Tem da América Latina a mesma ideia que presidiu à doutrina de Monroe em
1823: a América Latina é um território sob influência dos EUA e nada pode
ocorrer nele que ponha em causa os interesses dos EUA na região. Nessa altura,
o inimigo a manter longe da AL era a Europa. Dois séculos depois, o inimigo é a
China.
A
retórica oficial da visita é conhecida. Marco Rubio vem explicar aos governos latino-americanos
que a política de Trump, apesar de bombástica, é respeitadora dos tratados e da
diplomacia e que modos de acomodação serão possíveis com benefícios mútuos
desde que se respeitem certas regras que, afinal, serão as mesmas de sempre.
Mas a realidade é bem distinta. Rubio vem à América Latina com três objetivos.

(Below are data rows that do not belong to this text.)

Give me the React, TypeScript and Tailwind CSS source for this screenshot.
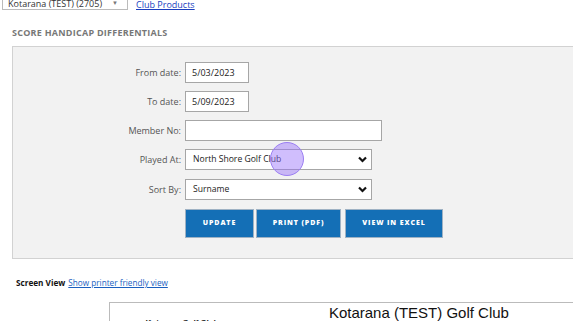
import React from "react";

const font = { fontFamily: '"Open Sans", "Liberation Sans", sans-serif' };

function Chevron() {
  return (
    <svg width="9" height="7" viewBox="0 0 9 7" className="shrink-0">
      <path d="M1 1.5 L4.5 5 L8 1.5" stroke="#111" strokeWidth="2.2" fill="none" strokeLinejoin="miter" />
    </svg>
  );
}

function Row({ label, children }: { label: string; children: React.ReactNode }) {
  return (
    <div className="flex items-center">
      <div className="w-[172px] text-right text-[9px] text-[#555] pr-[4px] leading-none">{label}</div>
      {children}
    </div>
  );
}

export default function App() {
  return (
    <div className="w-[573px] h-[321px] overflow-hidden bg-white relative" style={font}>
      {/* Top bar */}
      <div className="flex items-end h-[10px] pl-[2px]">
        <div className="w-[126px] h-[14px] border border-[#bbb] bg-white flex items-center justify-between pl-[5px] pr-[9px] text-[9px] text-[#333] leading-none">
          <span>Kotarana (TEST) (2705)</span>
          <span className="text-[6px] text-[#777]">▼</span>
        </div>
        <a className="ml-[8px] mb-[1px] text-[9px] text-[#1a3fbf] underline leading-none">Club Products</a>
      </div>

      <div className="pl-[12px] pt-[18px] text-[9px] font-bold text-[#777] tracking-[0.25px] leading-none">
        SCORE HANDICAP DIFFERENTIALS
      </div>

      {/* Panel */}
      <div className="ml-[12px] mt-[9px] w-[600px] h-[213px] border border-[#d2d2d2] bg-[#f2f2f2] pt-[15px] flex flex-col">
        <div className="flex flex-col gap-[8px]">
          <Row label="From date:">
            <div className="w-[64px] h-[21px] border border-[#a6a6a6] bg-white flex items-center pl-[6px] text-[9px] text-[#222]">5/03/2023</div>
          </Row>
          <Row label="To date:">
            <div className="w-[64px] h-[21px] border border-[#a6a6a6] bg-white flex items-center pl-[6px] text-[9px] text-[#222]">5/09/2023</div>
          </Row>
          <Row label="Member No:">
            <div className="w-[197px] h-[21px] border border-[#a6a6a6] bg-white" />
          </Row>
          <Row label="Played At:">
            <div className="w-[187px] h-[21px] border border-[#a6a6a6] bg-white flex items-center justify-between pl-[7px] pr-[4px] text-[8.6px] text-[#222]">
              <span>North Shore Golf Club</span>
              <Chevron />
            </div>
          </Row>
        </div>
        <div className="mt-[9px]">
          <Row label="Sort By:">
            <div className="w-[187px] h-[21px] border border-[#a6a6a6] bg-white flex items-center justify-between pl-[7px] pr-[4px] text-[8.6px] text-[#222]">
              <span>Surname</span>
              <Chevron />
            </div>
          </Row>
        </div>
        <div className="flex mt-[9px] pl-[172px]">
          <button className="w-[69px] h-[29px] bg-[#146fb6] border border-[#9fb2c4] text-white text-[7px] font-extrabold tracking-[0.9px]">UPDATE</button>
          <button className="ml-[2px] w-[85px] h-[29px] bg-[#146fb6] border border-[#9fb2c4] text-white text-[7px] font-extrabold tracking-[0.9px]">PRINT (PDF)</button>
          <button className="ml-[4px] w-[98px] h-[29px] bg-[#146fb6] border border-[#9fb2c4] text-white text-[7px] font-extrabold tracking-[0.9px]">VIEW IN EXCEL</button>
        </div>
      </div>

      {/* Screen view */}
      <div className="mt-[20px] pl-[16px] text-[8.2px] leading-none flex gap-[3px]">
        <span className="font-bold text-[#111]">Screen View</span>
        <a className="text-[#1a5fbf] underline">Show printer friendly view</a>
      </div>

      {/* Report box */}
      <div className="ml-[109px] mt-[15px] w-[500px] h-[40px] border border-[#bbb] flex">
        <div className="pl-[35px] pt-[14px] text-[8px] font-bold italic text-[#111]" style={{ fontFamily: '"Liberation Sans", sans-serif' }}>
          Kotarana Golf Club
        </div>
        <div className="pl-[111px] pt-[2px] text-[15px] text-[#111] leading-none" style={{ fontFamily: '"Liberation Sans", sans-serif' }}>
          Kotarana (TEST) Golf Club
        </div>
      </div>

      {/* Click indicator */}
      <div className="absolute left-[270px] top-[142px] w-[34px] h-[34px] rounded-full bg-[rgba(150,110,250,0.45)] border-[1.5px] border-[#9b7ef2]" />
    </div>
  );
}
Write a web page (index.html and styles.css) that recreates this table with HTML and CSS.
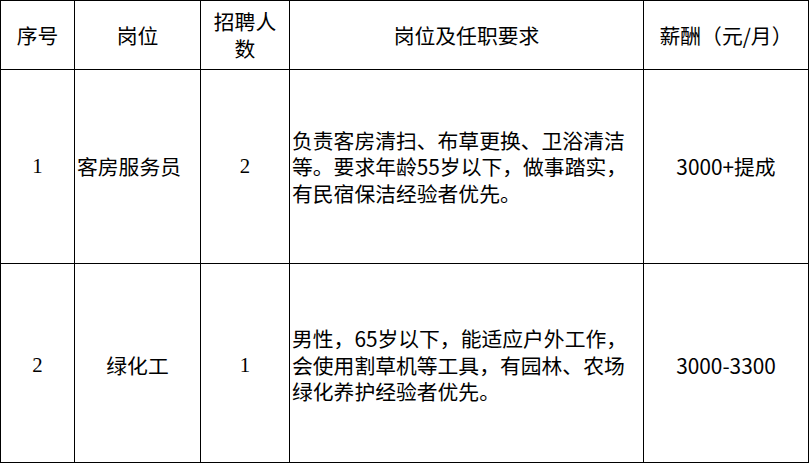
FILE: index.html
```html
<!DOCTYPE html>
<html lang="zh-CN">
<head>
<meta charset="utf-8">
<title>招聘岗位</title>
<link rel="stylesheet" href="styles.css">
</head>
<body>
<div class="grid">
  <div class="cell head">序号</div>
  <div class="cell head">岗位</div>
  <div class="cell head">招聘人<br>数</div>
  <div class="cell head">岗位及任职要求</div>
  <div class="cell head">薪酬（元/月）</div>

  <div class="cell num">1</div>
  <div class="cell left">客房服务员</div>
  <div class="cell num">2</div>
  <div class="cell desc">负责客房清扫、布草更换、卫浴清洁<br>等。要求年龄55岁以下，做事踏实，<br>有民宿保洁经验者优先。</div>
  <div class="cell">3000+提成</div>

  <div class="cell num r2">2</div>
  <div class="cell r2">绿化工</div>
  <div class="cell num r2">1</div>
  <div class="cell desc r2">男性，65岁以下，能适应户外工作，<br>会使用割草机等工具，有园林、农场<br>绿化养护经验者优先。</div>
  <div class="cell r2">3000-3300</div>
</div>
</body>
</html>
```
FILE: styles.css
```css
html, body {
  margin: 0;
  padding: 0;
  background: #fff;
}

.grid {
  display: grid;
  grid-template-columns: 73px 125px 88px 353px 164px;
  grid-template-rows: 68px 193px 198px;
  gap: 1px;
  padding: 1px;
  background: #000;
  width: max-content;
  font-family: "Noto Sans CJK SC", "Liberation Sans", sans-serif;
  font-size: 20.8px;
  line-height: 26.6px;
  color: #000;
}

.cell {
  background: #fff;
  display: flex;
  align-items: center;
  justify-content: center;
  text-align: center;
  white-space: nowrap;
}

.num {
  font-family: "Liberation Serif", "Noto Sans CJK SC", serif;
}

.left {
  justify-content: flex-start;
  padding-left: 2px;
}

.desc {
  justify-content: flex-start;
  text-align: left;
  padding-left: 2px;
}

.r2 {
  padding-top: 4px;
}
```
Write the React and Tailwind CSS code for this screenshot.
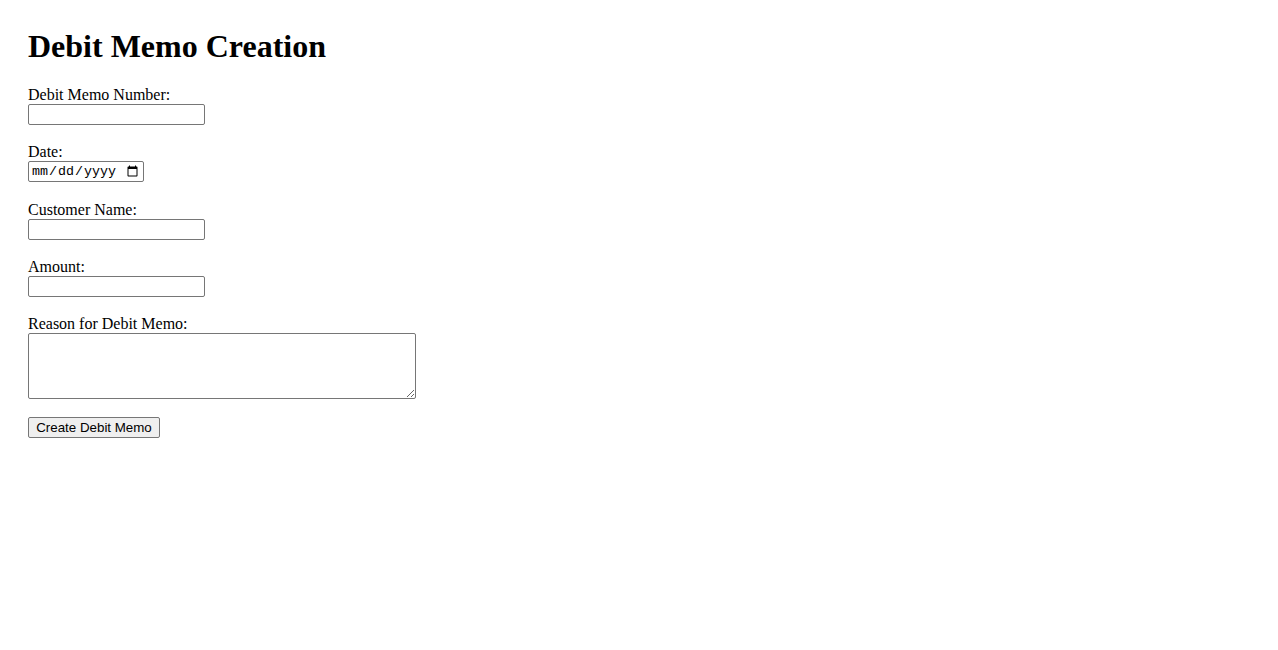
export default function App() {
  const labelCls = "block text-[16px] leading-[18px] text-black";
  const inputCls =
    "block h-[21px] w-[177px] border border-[#767676] rounded-[2px] bg-white px-[2px] py-[1px] text-[13.33px] font-['Liberation_Sans',Arial,sans-serif] outline-none";
  return (
    <div className="min-h-[650px] bg-white pt-[28px] pl-[28px] font-['Liberation_Serif','Times_New_Roman',serif] text-black">
      <h1 className="text-[32px] font-bold leading-[37px] mb-[21px]">Debit Memo Creation</h1>
      <form onSubmit={(e) => e.preventDefault()}>
        <label className={labelCls} htmlFor="num">Debit Memo Number:</label>
        <input id="num" type="text" className={inputCls + " mb-[18.25px]"} />

        <label className={labelCls} htmlFor="date">Date:</label>
        <input
          id="date"
          type="date"
          className="block h-[21px] w-[116px] border border-[#767676] rounded-[2px] bg-white px-[2px] py-[1px] text-[13.33px] font-['Liberation_Mono','Courier_New',monospace] outline-none mb-[18.25px]"
        />

        <label className={labelCls} htmlFor="cust">Customer Name:</label>
        <input id="cust" type="text" className={inputCls + " mb-[18.25px]"} />

        <label className={labelCls} htmlFor="amt">Amount:</label>
        <input id="amt" type="text" className={inputCls + " mb-[18.25px]"} />

        <label className={labelCls} htmlFor="reason">Reason for Debit Memo:</label>
        <textarea
          id="reason"
          className="block h-[66px] w-[388px] border border-[#767676] rounded-[2px] bg-white px-[2px] py-[2px] text-[13.33px] font-['Liberation_Mono','Courier_New',monospace] outline-none mb-[18px]"
        />

        <button
          type="submit"
          className="block h-[21px] w-[132px] border border-[#767676] rounded-[2px] bg-[#efefef] px-[6px] text-[13.33px] leading-[15px] text-black font-['Liberation_Sans',Arial,sans-serif]"
        >
          Create Debit Memo
        </button>
      </form>
    </div>
  );
}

Primeiro, dividir os países latino americanos, impedindo posições comuns que
fortaleçam as negociações como o Big Brother.As tarifas de importação vão ser o
grande instrumento de fragmentação da América Latina. Só a divisão dos países
permitirá a diplomacia entre desiguais que ele vem propor. O Presidente Gustavo
Petro da Colômbia afirmou paradigmaticamente que está disposto a discutir “tu a
tu” com os EUA, ou seja, entre iguais. É um desejo nobre mas isoladamente
dificilmente os países latino-americanos conseguirão tal objetivo ainda que
todos o desejem. O segundo objectivo é neutralizar a influência da China no
continente. É o objectivo mais difícil porque os EUA nada têm a oferecer que se
compare ao que a China tem “oferecido” para consolidar os seus desígnios de
império ascendente. Em terceiro lugar, Rubio vem começar o processo de
neutralizar (e eventualmente destruir) os BRICS+, sobretudo no plano
financeiro, uma vez que qualquer moeda alternativa ao dólar (em que os Bancos
centrais confiam cada vez menos para suas reservas) precipitará o colapso
económico dos EUA. Neste terceiro objectivo o Brasil é o grande alvo.
Não
são precisas grandes análises geoestratégicas para concluir que, qualquer que
sejam as diferenças entre as esquerdas, nenhum destes objectivos convém às
esquerdas porque vai significar a prazo a degradação ainda maior do nível de
vida das populações já demasiado vulnerabilizadas. A história ensina que quando
os países latino americanos ganharam capacidade de manobra ou relativa
autonomia em relação aos EUA foi quando conseguiram satisfazer melhor as
necessidades das classes sociais mais vulneráveis. A primeira década do século
XXI aí está a provar isto mesmo.
Sendo
assim, a esquerda tem neste momento a oportunidade de deixar de estar
desnorteada e encontrar o seu “norte”. O seu norte é o inimigo de sempre que
agora chega na pessoa de Marco Rubio. Será o lobo entre o rebanho, ou o lobo
com pele de cordeiro. Escolham a fábula, mas a realidade não engana. Assim
sendo, a esquerda deve deixar o seu governo receber diplomaticamente um
governante de outro país,mas deve vir para as ruas gritar bem alto que nem
Trump nem Rubio são bem-vindos no continente. Porque todos os acordos que
satisfizerem Rúbio serão danosos para o povo latino-americano. As ruas têm de
voltar a ser de esquerda e esta é uma oportunidade soberana para as
reconquistar. Este um objectivo é minimalista mas é por isso que pode ser
organizado a curto prazo, pode ser massivo e ter impacto político a curto e
médio prazo. É de recordar que em países como Brasil, Chile, Colômbia, Bolívia
e Equador há eleições no próximo ano. É crucial não deixar normalizar Rubio com
um político amigo que até fala a nossa língua. Desrubializar a América Ltina
deve ser a mais importante palavra de ordem. Se a esquerda não der neste
momento um sinal forte que existe dificilmente o dará quando povo se
preparar para ir às urnas depois de um ano de rubialização.